> [DIRECTIONS FOR THIS TASK]:
Can you copy out the data exactly? Leave the images out.

===== COLLECTED DATA =====

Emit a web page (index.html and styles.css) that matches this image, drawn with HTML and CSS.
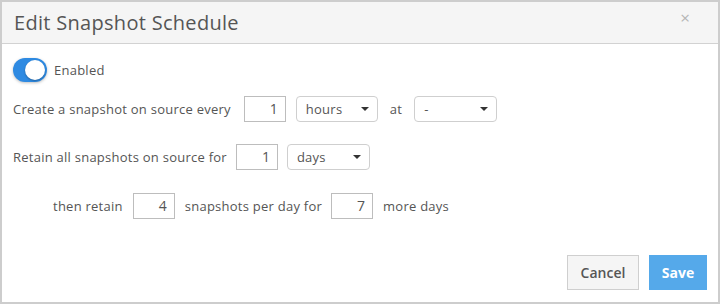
FILE: index.html
```html
<!DOCTYPE html>
<html>
<head>
<meta charset="utf-8">
<link rel="stylesheet" href="styles.css">
</head>
<body>
<div class="modal">
  <div class="header">
    <div class="title">Edit Snapshot Schedule</div>
    <div class="close">&times;</div>
  </div>
  <div class="body">
    <div class="toggle-row">
      <span class="toggle"><span class="knob"></span></span>
      <span class="label">Enabled</span>
    </div>
    <div class="row row1">
      <span class="txt">Create a snapshot on source every</span>
      <span class="num">1</span>
      <span class="sel w82"><span>hours</span><span class="caret"></span></span>
      <span class="txt at">at</span>
      <span class="sel w83"><span>-</span><span class="caret"></span></span>
    </div>
    <div class="row row2">
      <span class="txt">Retain all snapshots on source for</span>
      <span class="num">1</span>
      <span class="sel w83"><span>days</span><span class="caret"></span></span>
    </div>
    <div class="row row3">
      <span class="txt">then retain</span>
      <span class="num">4</span>
      <span class="txt">snapshots per day for</span>
      <span class="num">7</span>
      <span class="txt">more days</span>
    </div>
  </div>
  <div class="footer">
    <button class="btn cancel">Cancel</button>
    <button class="btn save">Save</button>
  </div>
</div>
</body>
</html>
```

FILE: styles.css
```css
html, body { margin: 0; padding: 0; }
body { font-family: "Open Sans", Lato, sans-serif; color: #555; background: #fff; }
.modal {
  width: 720px; height: 304px; box-sizing: border-box;
  border: 2px solid #cdcdcd;
  display: flex; flex-direction: column; background: #fff;
}
.header {
  height: 41px; background: #f5f5f5; border-bottom: 1px solid #d2d2d2;
  display: flex; justify-content: space-between; padding: 0 28px 0 12px;
}
.title { font-size: 20px; line-height: 41px; color: #555; letter-spacing: 0.3px; }
.close { font-size: 17px; color: #b5b5b5; line-height: 1; margin-top: 7px; }
.body { padding: 14px 0 0 11px; flex: 1; display: flex; flex-direction: column; }
.toggle-row { display: flex; align-items: center; height: 24px; }
.toggle {
  width: 34px; height: 24px; border-radius: 12px; background: #2e8ae2;
  display: flex; align-items: center; justify-content: flex-end; padding-right: 2px; box-sizing: border-box;
  box-shadow: 0 1px 3px rgba(0,0,0,0.25);
}
.knob { width: 20px; height: 20px; border-radius: 50%; background: #fff; box-shadow: 0 1px 2px rgba(0,0,0,0.3); }
.label { font-size: 13px; margin-left: 7px; letter-spacing: 0.25px; }
.row { display: flex; align-items: center; font-size: 13px; height: 26px; gap: 10px; }
.row1 { margin-top: 14px; }
.row1 .num { margin-left: 3px; }
.row2 { margin-top: 22px; }
.row2 .num { margin-left: -1px; }
.row2 .sel { margin-left: -1px; }
.row3 { margin-top: 23px; padding-left: 40px; }
.row3 .txt + .num + .txt + .num { margin-left: -1px; }
.txt { white-space: nowrap; letter-spacing: 0.25px; }
.at { margin: 0 2px; }
.num {
  width: 42px; height: 26px; box-sizing: border-box; border: 1px solid #bdbdbd;
  text-align: right; padding-right: 7px; line-height: 24px; font-size: 14px; color: #555;
}
.sel {
  height: 26px; box-sizing: border-box; border: 1px solid #cfcfcf; border-radius: 4px;
  display: flex; align-items: center; justify-content: space-between; padding: 0 8px 0 9px; font-size: 13px;
  letter-spacing: 0.25px;
}
.w82 { width: 82px; }
.w83 { width: 83px; }
.caret { width: 0; height: 0; border-left: 4px solid transparent; border-right: 4px solid transparent; border-top: 4px solid #333; }
.footer { display: flex; justify-content: flex-end; gap: 10px; padding: 0 11px 12px 0; }
.btn { font-family: "Open Sans", Lato, sans-serif; font-size: 14px; font-weight: 600; height: 35px; border-radius: 0; }
.cancel { width: 72px; background: #f5f5f5; border: 1px solid #cfcfcf; color: #555; }
.save { width: 58px; background: #55a9ea; border: 1px solid #55a9ea; color: #fff; font-weight: 700; }
```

=====

> [OUTPUT]:
Emit a web page (index.html and styles.css) that matches this image, drawn with HTML and CSS.
FILE: index.html
```html
<!DOCTYPE html>
<html>
<head>
<meta charset="utf-8">
<link rel="stylesheet" href="styles.css">
</head>
<body>
<div class="modal">
  <div class="header">
    <div class="title">Edit Snapshot Schedule</div>
    <div class="close">&times;</div>
  </div>
  <div class="body">
    <div class="toggle-row">
      <span class="toggle"><span class="knob"></span></span>
      <span class="label">Enabled</span>
    </div>
    <div class="row row1">
      <span class="txt">Create a snapshot on source every</span>
      <span class="num">1</span>
      <span class="sel w82"><span>hours</span><span class="caret"></span></span>
      <span class="txt at">at</span>
      <span class="sel w83"><span>-</span><span class="caret"></span></span>
    </div>
    <div class="row row2">
      <span class="txt">Retain all snapshots on source for</span>
      <span class="num">1</span>
      <span class="sel w83"><span>days</span><span class="caret"></span></span>
    </div>
    <div class="row row3">
      <span class="txt">then retain</span>
      <span class="num">4</span>
      <span class="txt">snapshots per day for</span>
      <span class="num">7</span>
      <span class="txt">more days</span>
    </div>
  </div>
  <div class="footer">
    <button class="btn cancel">Cancel</button>
    <button class="btn save">Save</button>
  </div>
</div>
</body>
</html>
```

FILE: styles.css
```css
html, body { margin: 0; padding: 0; }
body { font-family: "Open Sans", Lato, sans-serif; color: #555; background: #fff; }
.modal {
  width: 720px; height: 304px; box-sizing: border-box;
  border: 2px solid #cdcdcd;
  display: flex; flex-direction: column; background: #fff;
}
.header {
  height: 41px; background: #f5f5f5; border-bottom: 1px solid #d2d2d2;
  display: flex; justify-content: space-between; padding: 0 28px 0 12px;
}
.title { font-size: 20px; line-height: 41px; color: #555; letter-spacing: 0.3px; }
.close { font-size: 17px; color: #b5b5b5; line-height: 1; margin-top: 7px; }
.body { padding: 14px 0 0 11px; flex: 1; display: flex; flex-direction: column; }
.toggle-row { display: flex; align-items: center; height: 24px; }
.toggle {
  width: 34px; height: 24px; border-radius: 12px; background: #2e8ae2;
  display: flex; align-items: center; justify-content: flex-end; padding-right: 2px; box-sizing: border-box;
  box-shadow: 0 1px 3px rgba(0,0,0,0.25);
}
.knob { width: 20px; height: 20px; border-radius: 50%; background: #fff; box-shadow: 0 1px 2px rgba(0,0,0,0.3); }
.label { font-size: 13px; margin-left: 7px; letter-spacing: 0.25px; }
.row { display: flex; align-items: center; font-size: 13px; height: 26px; gap: 10px; }
.row1 { margin-top: 14px; }
.row1 .num { margin-left: 3px; }
.row2 { margin-top: 22px; }
.row2 .num { margin-left: -1px; }
.row2 .sel { margin-left: -1px; }
.row3 { margin-top: 23px; padding-left: 40px; }
.row3 .txt + .num + .txt + .num { margin-left: -1px; }
.txt { white-space: nowrap; letter-spacing: 0.25px; }
.at { margin: 0 2px; }
.num {
  width: 42px; height: 26px; box-sizing: border-box; border: 1px solid #bdbdbd;
  text-align: right; padding-right: 7px; line-height: 24px; font-size: 14px; color: #555;
}
.sel {
  height: 26px; box-sizing: border-box; border: 1px solid #cfcfcf; border-radius: 4px;
  display: flex; align-items: center; justify-content: space-between; padding: 0 8px 0 9px; font-size: 13px;
  letter-spacing: 0.25px;
}
.w82 { width: 82px; }
.w83 { width: 83px; }
.caret { width: 0; height: 0; border-left: 4px solid transparent; border-right: 4px solid transparent; border-top: 4px solid #333; }
.footer { display: flex; justify-content: flex-end; gap: 10px; padding: 0 11px 12px 0; }
.btn { font-family: "Open Sans", Lato, sans-serif; font-size: 14px; font-weight: 600; height: 35px; border-radius: 0; }
.cancel { width: 72px; background: #f5f5f5; border: 1px solid #cfcfcf; color: #555; }
.save { width: 58px; background: #55a9ea; border: 1px solid #55a9ea; color: #fff; font-weight: 700; }
```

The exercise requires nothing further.